In this study, we investigate the structure of polyelectrolyte brushes using two different approaches: Monte Carlo simulations and self-consistent mean-field theory. In particular, we investigate the effect of grafting density, surface charge density, and polymer chain length on the distribution of the polyelectrolyte monomers and their counterions. Our model system consists of charged polymer chains end-tethered to a charged surface surrounded by a solvent containing counterions associated with the brush/surface. The polymer is modeled as a chain of N coarse-grained beads occupying consecutive sites on an underlying lattice having a coordination number of z = 26, where some of the beads may be charged. The counterions, which are included explicitly in our approach, are also modeled in a coarse-grained way whereby each ion bead occupies a single lattice site.
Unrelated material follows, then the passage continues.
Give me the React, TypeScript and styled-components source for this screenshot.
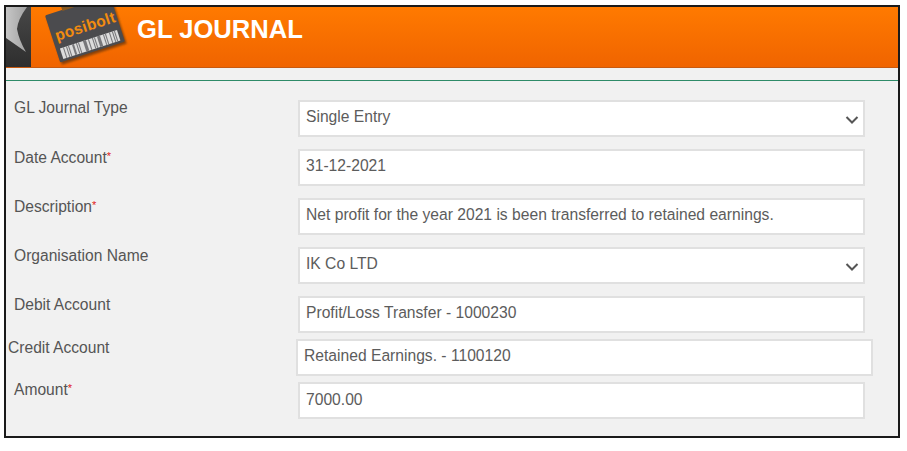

The solvent molecules are not included explicitly in our calculations. The polymer and free-ion beads interact with each other through Coulombic and excluded volume interactions. The two main advantages of our approach over previous approaches are that (a) the different configurations of the polymer are explicitly included in our calculations without resorting to any assumptions about the configuration of the polymer chains, and (b) the counterions are included explicitly, thus obviating the use of a Debye-Hückel type approximation. In our canonical Monte Carlo simulations, the polymer configurations are sampled using a Rosenbluth-biased chain regrowth procedure while the associated counterion positions are sampled using a distance-biased displacement algorithm. For the self-consistent mean field calculations of polyelectrolyte brushes, we employ a novel computational scheme based on the Fang and Szleifer theory [1] for obtaining the self-consistent monomer and counterion density profiles. This scheme first involves enumerating all the possible single-chain polymer configurations and their associated Boltzmann weights according to the electrostatic energy associated with inserting a single polymer chain in a mean field of the polymer and counterions. The next step involves an iterative procedure for obtaining the monomer and counterion density profiles which self-consistently agree with the probability of occurrence of individual polymer and counterion configurations within the polyelectrolye brushes. Comparisons between the effectiveness of Monte Carlo and mean-field theory are made.

[1] F. Fang and I. Szleifer, J. Chem. Phys. 119, 1053 (2003).